_Exercise goal_
Quote the whole listing word for word. Do not include the pictures.

_Given material_

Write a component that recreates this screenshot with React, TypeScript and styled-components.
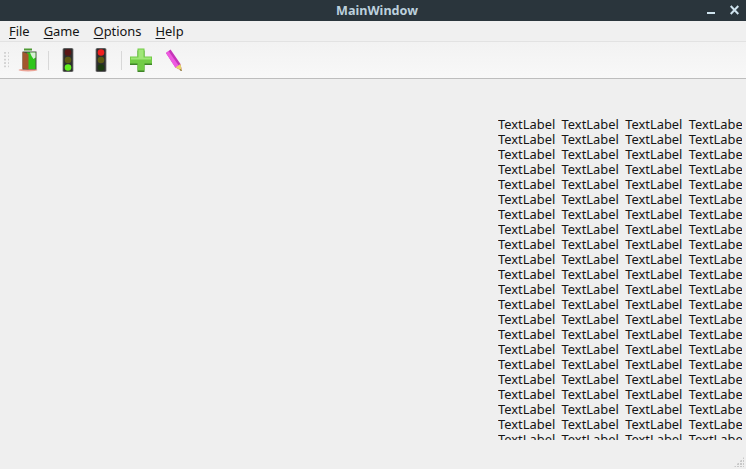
import React from 'react';
import styled, { createGlobalStyle } from 'styled-components';

const Global = createGlobalStyle`
  html, body { margin: 0; padding: 0; height: 100%; overflow: hidden; }
  #root { height: 100%; }
  * { box-sizing: border-box; }
`;

const Window = styled.div`
  width: 746px;
  height: 469px;
  display: flex;
  flex-direction: column;
  background: #efefef;
  font-family: "Noto Sans", "Open Sans", sans-serif;
  color: #141414;
  overflow: hidden;
`;

const TitleBar = styled.div`
  height: 21px;
  flex: none;
  display: flex;
  align-items: center;
  justify-content: center;
  padding-left: 8px;
  background: #2a353c;
  position: relative;
`;

const Title = styled.div`
  font-size: 12.6px;
  font-weight: 700;
  color: #bcd0dd;
`;

const WindowButtons = styled.div`
  position: absolute;
  right: 7px;
  top: 5px;
  display: flex;
  align-items: center;
  gap: 15px;
`;

const MenuBar = styled.div`
  height: 20px;
  flex: none;
  display: flex;
  align-items: center;
  padding-left: 9px;
  gap: 14px;
  background: #f0f0f0;
  font-size: 12.9px;
`;

const MenuItem = styled.div`
  u { text-underline-offset: 2px; }
`;

const ToolBar = styled.div`
  height: 38px;
  flex: none;
  display: flex;
  align-items: center;
  background: linear-gradient(#f2f2f2, #f8f8f8);
  border-top: 1px solid #e2e2e2;
  border-bottom: 1px solid #bdbdbd;
  padding-left: 4px;
`;

const Grip = styled.div`
  width: 5px;
  height: 17px;
  margin-right: 2.5px;
  background-image: radial-gradient(circle at 1px 1px, #d2d2d2 0.8px, transparent 1px);
  background-size: 4px 3.4px;
`;

const ToolButton = styled.div`
  width: 33px;
  height: 28px;
  display: flex;
  align-items: center;
  justify-content: center;
`;

const Separator = styled.div`
  width: 1px;
  height: 19px;
  margin: 0 3px;
  background: #d8d8d8;
`;

const Central = styled.div`
  flex: 1;
  min-height: 0;
  display: flex;
  padding: 38px 4px 0 498px;
`;

const LabelGrid = styled.div`
  height: 323px;
  width: 100%;
  overflow: hidden;
  display: grid;
  grid-template-columns: repeat(4, 63.6px);
  grid-auto-rows: 15px;
  align-content: start;
`;

const Label = styled.div`
  font-size: 12.9px;
  line-height: 15px;
  white-space: nowrap;
`;

const StatusBar = styled.div`
  height: 29px;
  flex: none;
  display: flex;
  justify-content: flex-end;
  align-items: flex-end;
  padding: 0 2px 2px 0;
`;

const SizeGrip = styled.div`
  width: 10px;
  height: 10px;
  background-image: radial-gradient(circle at 1px 1px, #c8c8c8 0.8px, transparent 1px);
  background-size: 3px 3px;
  clip-path: polygon(100% 0, 100% 100%, 0 100%);
`;

const DoorIcon = () => (
  <svg width="24" height="24" viewBox="0 0 24 24">
    <ellipse cx="12" cy="22" rx="9.5" ry="1.5" fill="#e88a78" opacity="0.75" />
    <rect x="8" y="0.5" width="8" height="2" fill="#4f9a35" />
    <rect x="6.5" y="3.5" width="14" height="18" fill="#46503f" />
    <rect x="11" y="4.5" width="8.5" height="16.5" fill="#2fc51a" />
    <path d="M14 4.5h5.5v5l-2 1.5-2-3z" fill="#d8efd6" />
    <path d="M6.5 4l6 2v15.5l-6-1z" fill="#a2562c" />
  </svg>
);

const Traffic = ({ on }: { on: 'green' | 'red' }) => (
  <svg width="12" height="24" viewBox="0 0 12 24">
    <rect x="0.5" y="0" width="11" height="24" rx="1.5" fill="#8c8c8c" />
    <rect x="1.3" y="0.6" width="9.4" height="22.8" rx="1.2" fill="#2e2e2e" />
    <circle cx="6" cy="4.5" r="3.3" fill={on === 'red' ? '#f02020' : '#5a1616'} />
    <circle cx="6" cy="12" r="3.3" fill="#5c5a12" />
    <circle cx="6" cy="19.5" r="3.3" fill={on === 'green' ? '#62f020' : '#1c3a10'} />
  </svg>
);

const PlusIcon = () => (
  <svg width="24" height="24" viewBox="0 0 24 24">
    <path d="M8.5 1.5h7v7.5h7.5v7h-7.5v7h-7v-7H1v-7h7.5z" fill="#3f8428" transform="translate(0 1)" />
    <path d="M8.5 0.5h7v8h7.5v7h-7.5v7h-7v-7H1v-7h7.5z" fill="#72cc46" />
    <path d="M9.5 1.5h5v8h7.5v2H2v-2h7.5z" fill="#a0e678" />
  </svg>
);

const PencilIcon = () => (
  <svg width="20" height="24" viewBox="0 0 20 24">
    <path d="M2 5l4.5-3.5 10 14.5 1.5 7-6.5-3.5z" fill="#c534b8" />
    <path d="M2 5l2.5-2 10.5 15-3.5 2z" fill="#ee5ae0" />
    <path d="M11.5 19.5l5-3.5 1.5 7z" fill="#e4d66a" />
    <path d="M16.6 21l1.4 2-2.2-.8z" fill="#6b6b2a" />
  </svg>
);

const menus: [string, string][] = [['F', 'ile'], ['G', 'ame'], ['O', 'ptions'], ['H', 'elp']];
const labels = Array.from({ length: 22 * 4 }, (_, i) => i);

export default function App() {
  return (
    <Window>
      <Global />
      <TitleBar>
        <Title>MainWindow</Title>
        <WindowButtons>
          <svg width="8" height="10" viewBox="0 0 8 10"><rect x="0" y="7" width="8" height="2" fill="#cfe3ee" /></svg>
          <svg width="9" height="10" viewBox="0 0 9 10"><path d="M.7 1l7.6 8M8.3 1L.7 9" stroke="#cfe3ee" strokeWidth="2" /></svg>
        </WindowButtons>
      </TitleBar>
      <MenuBar>
        {menus.map(([key, rest]) => (
          <MenuItem key={key}><u>{key}</u>{rest}</MenuItem>
        ))}
      </MenuBar>
      <ToolBar>
        <Grip />
        <ToolButton><DoorIcon /></ToolButton>
        <Separator />
        <ToolButton><Traffic on="green" /></ToolButton>
        <ToolButton><Traffic on="red" /></ToolButton>
        <Separator />
        <ToolButton><PlusIcon /></ToolButton>
        <ToolButton><PencilIcon /></ToolButton>
      </ToolBar>
      <Central>
        <LabelGrid>
          {labels.map((i) => <Label key={i}>TextLabel</Label>)}
        </LabelGrid>
      </Central>
      <StatusBar><SizeGrip /></StatusBar>
    </Window>
  );
}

_Result_
Write a component that recreates this screenshot with React, TypeScript and styled-components.
import React from 'react';
import styled, { createGlobalStyle } from 'styled-components';

const Global = createGlobalStyle`
  html, body { margin: 0; padding: 0; height: 100%; overflow: hidden; }
  #root { height: 100%; }
  * { box-sizing: border-box; }
`;

const Window = styled.div`
  width: 746px;
  height: 469px;
  display: flex;
  flex-direction: column;
  background: #efefef;
  font-family: "Noto Sans", "Open Sans", sans-serif;
  color: #141414;
  overflow: hidden;
`;

const TitleBar = styled.div`
  height: 21px;
  flex: none;
  display: flex;
  align-items: center;
  justify-content: center;
  padding-left: 8px;
  background: #2a353c;
  position: relative;
`;

const Title = styled.div`
  font-size: 12.6px;
  font-weight: 700;
  color: #bcd0dd;
`;

const WindowButtons = styled.div`
  position: absolute;
  right: 7px;
  top: 5px;
  display: flex;
  align-items: center;
  gap: 15px;
`;

const MenuBar = styled.div`
  height: 20px;
  flex: none;
  display: flex;
  align-items: center;
  padding-left: 9px;
  gap: 14px;
  background: #f0f0f0;
  font-size: 12.9px;
`;

const MenuItem = styled.div`
  u { text-underline-offset: 2px; }
`;

const ToolBar = styled.div`
  height: 38px;
  flex: none;
  display: flex;
  align-items: center;
  background: linear-gradient(#f2f2f2, #f8f8f8);
  border-top: 1px solid #e2e2e2;
  border-bottom: 1px solid #bdbdbd;
  padding-left: 4px;
`;

const Grip = styled.div`
  width: 5px;
  height: 17px;
  margin-right: 2.5px;
  background-image: radial-gradient(circle at 1px 1px, #d2d2d2 0.8px, transparent 1px);
  background-size: 4px 3.4px;
`;

const ToolButton = styled.div`
  width: 33px;
  height: 28px;
  display: flex;
  align-items: center;
  justify-content: center;
`;

const Separator = styled.div`
  width: 1px;
  height: 19px;
  margin: 0 3px;
  background: #d8d8d8;
`;

const Central = styled.div`
  flex: 1;
  min-height: 0;
  display: flex;
  padding: 38px 4px 0 498px;
`;

const LabelGrid = styled.div`
  height: 323px;
  width: 100%;
  overflow: hidden;
  display: grid;
  grid-template-columns: repeat(4, 63.6px);
  grid-auto-rows: 15px;
  align-content: start;
`;

const Label = styled.div`
  font-size: 12.9px;
  line-height: 15px;
  white-space: nowrap;
`;

const StatusBar = styled.div`
  height: 29px;
  flex: none;
  display: flex;
  justify-content: flex-end;
  align-items: flex-end;
  padding: 0 2px 2px 0;
`;

const SizeGrip = styled.div`
  width: 10px;
  height: 10px;
  background-image: radial-gradient(circle at 1px 1px, #c8c8c8 0.8px, transparent 1px);
  background-size: 3px 3px;
  clip-path: polygon(100% 0, 100% 100%, 0 100%);
`;

const DoorIcon = () => (
  <svg width="24" height="24" viewBox="0 0 24 24">
    <ellipse cx="12" cy="22" rx="9.5" ry="1.5" fill="#e88a78" opacity="0.75" />
    <rect x="8" y="0.5" width="8" height="2" fill="#4f9a35" />
    <rect x="6.5" y="3.5" width="14" height="18" fill="#46503f" />
    <rect x="11" y="4.5" width="8.5" height="16.5" fill="#2fc51a" />
    <path d="M14 4.5h5.5v5l-2 1.5-2-3z" fill="#d8efd6" />
    <path d="M6.5 4l6 2v15.5l-6-1z" fill="#a2562c" />
  </svg>
);

const Traffic = ({ on }: { on: 'green' | 'red' }) => (
  <svg width="12" height="24" viewBox="0 0 12 24">
    <rect x="0.5" y="0" width="11" height="24" rx="1.5" fill="#8c8c8c" />
    <rect x="1.3" y="0.6" width="9.4" height="22.8" rx="1.2" fill="#2e2e2e" />
    <circle cx="6" cy="4.5" r="3.3" fill={on === 'red' ? '#f02020' : '#5a1616'} />
    <circle cx="6" cy="12" r="3.3" fill="#5c5a12" />
    <circle cx="6" cy="19.5" r="3.3" fill={on === 'green' ? '#62f020' : '#1c3a10'} />
  </svg>
);

const PlusIcon = () => (
  <svg width="24" height="24" viewBox="0 0 24 24">
    <path d="M8.5 1.5h7v7.5h7.5v7h-7.5v7h-7v-7H1v-7h7.5z" fill="#3f8428" transform="translate(0 1)" />
    <path d="M8.5 0.5h7v8h7.5v7h-7.5v7h-7v-7H1v-7h7.5z" fill="#72cc46" />
    <path d="M9.5 1.5h5v8h7.5v2H2v-2h7.5z" fill="#a0e678" />
  </svg>
);

const PencilIcon = () => (
  <svg width="20" height="24" viewBox="0 0 20 24">
    <path d="M2 5l4.5-3.5 10 14.5 1.5 7-6.5-3.5z" fill="#c534b8" />
    <path d="M2 5l2.5-2 10.5 15-3.5 2z" fill="#ee5ae0" />
    <path d="M11.5 19.5l5-3.5 1.5 7z" fill="#e4d66a" />
    <path d="M16.6 21l1.4 2-2.2-.8z" fill="#6b6b2a" />
  </svg>
);

const menus: [string, string][] = [['F', 'ile'], ['G', 'ame'], ['O', 'ptions'], ['H', 'elp']];
const labels = Array.from({ length: 22 * 4 }, (_, i) => i);

export default function App() {
  return (
    <Window>
      <Global />
      <TitleBar>
        <Title>MainWindow</Title>
        <WindowButtons>
          <svg width="8" height="10" viewBox="0 0 8 10"><rect x="0" y="7" width="8" height="2" fill="#cfe3ee" /></svg>
          <svg width="9" height="10" viewBox="0 0 9 10"><path d="M.7 1l7.6 8M8.3 1L.7 9" stroke="#cfe3ee" strokeWidth="2" /></svg>
        </WindowButtons>
      </TitleBar>
      <MenuBar>
        {menus.map(([key, rest]) => (
          <MenuItem key={key}><u>{key}</u>{rest}</MenuItem>
        ))}
      </MenuBar>
      <ToolBar>
        <Grip />
        <ToolButton><DoorIcon /></ToolButton>
        <Separator />
        <ToolButton><Traffic on="green" /></ToolButton>
        <ToolButton><Traffic on="red" /></ToolButton>
        <Separator />
        <ToolButton><PlusIcon /></ToolButton>
        <ToolButton><PencilIcon /></ToolButton>
      </ToolBar>
      <Central>
        <LabelGrid>
          {labels.map((i) => <Label key={i}>TextLabel</Label>)}
        </LabelGrid>
      </Central>
      <StatusBar><SizeGrip /></StatusBar>
    </Window>
  );
}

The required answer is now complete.